If France and Germany continue abusing laws they set up in the first place it may eventually lead smaller member nations, which have done their best to abide by the rules, to leave the EU and possibly form their own Federations.

It wouldn't be entirely impossible for Eastern Europe to break off and combine economically. But then who's to say that Poland or the Ukraine wouldn't attempt the same as France or Germany?
 
EU stuff-

http://www.economist.com/agenda/PrinterFriendly.cfm?Story_ID=2295754

A constitution in tatters

Dec 15th 2003
From The Economist print edition


Years of negotiation over a proposed constitution for the European Union collapsed in failure at the weekend. Or, to put it another way, they ended in a victory for good sense

AP


Where’s the bin?



AFTER 18 months’ hard work by the 105 delegates from 25 countries who drafted the proposed constitution for the European Union, followed by months of discussions between national governments, the EU’s leaders gathered in Brussels at the weekend to iron out their remaining differences and agree a final text. But by lunchtime on Saturday December 13th, it had become clear that no agreement was possible on the main sticking-point—member countries’ voting strengths—and the talks collapsed. Now the proposed constitution may not be revived for months, if not years.

To avoid constant stalemates at EU summits as the Union expands (from 15 countries now to 25 in May and perhaps over 30 some day), the final draft of the constitution had proposed a “double-majority” voting system, in which changes to EU law would be passed if more than half of member countries, representing at least 60% of the EU’s population, supported them. But Poland, backed by Spain, objected to this and insisted on keeping the voting arrangements agreed at the Nice summit in 2000, which give them almost as many votes as Germany despite each having only about half its population.

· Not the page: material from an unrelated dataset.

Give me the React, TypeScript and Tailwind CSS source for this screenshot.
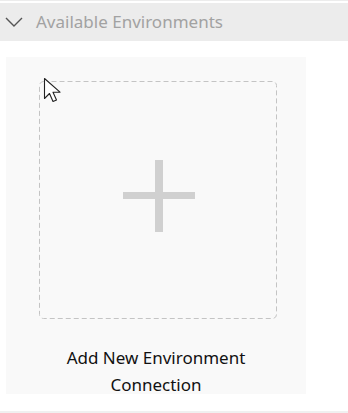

Ironically, the proposition on voting arrangements that sank the draft constitution was one of its more sensible ideas. In most other respects, the document was a disaster. Constitutions are supposed to give citizens a clear and concise explanation of the powers—and the limits to the powers—of the principal organs of government. However, the long, rambling draft produced by the 105-member European Convention was so vague on how it assigned powers to various institutions that at times even convention members themselves could not explain it. And the EU’s principle of “subsidiarity” (devolving decision-making so it is as close to the people as possible), far from being strengthened, was undermined by making it subordinate to the Union’s objectives, which included various types of “cohesion” (read: Brussels-led harmonisation).

As the convention members tried to satisfy everyone, their draft constitution ended up riddled with botched compromises, anomalies and absurdities. For instance, it entrenched in law the EU’s Charter of Fundamental Rights, which gives workers the right to free job-placement help. But then, after British objections, this “fundamental” right was restricted to only about half the EU's workers. Shortly before the summit collapsed on Saturday, Britain’s prime minister, Tony Blair, won agreement to remove from the draft some of the most contentious proposals to increase the EU’s encroachment on national sovereignty. Silvio Berlusconi, the Italian prime minister, who chaired the summit, accepted Mr Blair’s insistence that member countries keep their vetoes on such issues as tax, social security and judicial co-operation, instead of introducing majority voting as the draft constitution had proposed.

Europe’s leaders did not seem terribly upset at the failure of their summit. The Polish prime minister, Leszek Miller, and his Spanish counterpart, José María Aznar, returned home having successfully defended their countries’ voting rights. Mr Blair was no doubt relieved no longer to have to face strong public pressure for a referendum on the constitution, which he might well have lost. Mr Berlusconi brushed aside widespread criticism of his handling of the talks, arguing that they had not been a complete waste of time because agreement had been reached on most points of contention.

There was even a conspiracy theory that France’s president, Jacques Chirac, was happy that the constitution flopped, despite ostensibly pushing for it to be approved. Worried about a loss of influence in an enlarged EU, France is pushing for the formation of a “hard core” of countries, led by itself and Germany, which would forge ahead with deeper integration. As he made clear at the end of the summit, the collapse of the constitutional talks gives Mr Chirac an excuse to pursue this objective.

However, it may be easier said than done. Some proposals, such as unifying the core countries’ criminal-justice systems, present huge challenges. The existing EU treaties limit the ability of any group of member countries to push ahead without the others. Furthermore, both France and Germany have already undermined their credibility as Europe’s leaders by having blatantly breached the EU’s stability pact with their big budget deficits.

Coming at the end of a year in which the EU’s biggest countries were bitterly divided over Iraq, the stability pact was undermined, Sweden rejected joining the euro and Britain put off its currency decision indefinitely, the collapse of the talks has inevitably led to talk of a “crisis” in the Union. Indeed, the chances of reviving the proposal in the short term do not look good. Ireland, which takes over the EU’s rotating presidency in January, seems likely to take a cautious approach. Poland and Spain are unlikely to yield on the question of voting power. If the constitutional issue is pushed into 2005, it might then face the obstacle of a British general election in which it would surely emerge as a key issue.

So it is not impossible to imagine the idea of an EU constitution quietly slipping off the agenda. But there are bound to be efforts to fish it out of the bin and have another try—and they seem more likely than not to succeed at some point. If so, a few years’ delay may be no bad thing. Since one of the constitution’s main purposes was to facilitate the smooth running of an enlarged EU, it seems not such a bad idea to wait a while to see what problems emerge after the ten new members join next May before setting the Union’s governing principles in stone.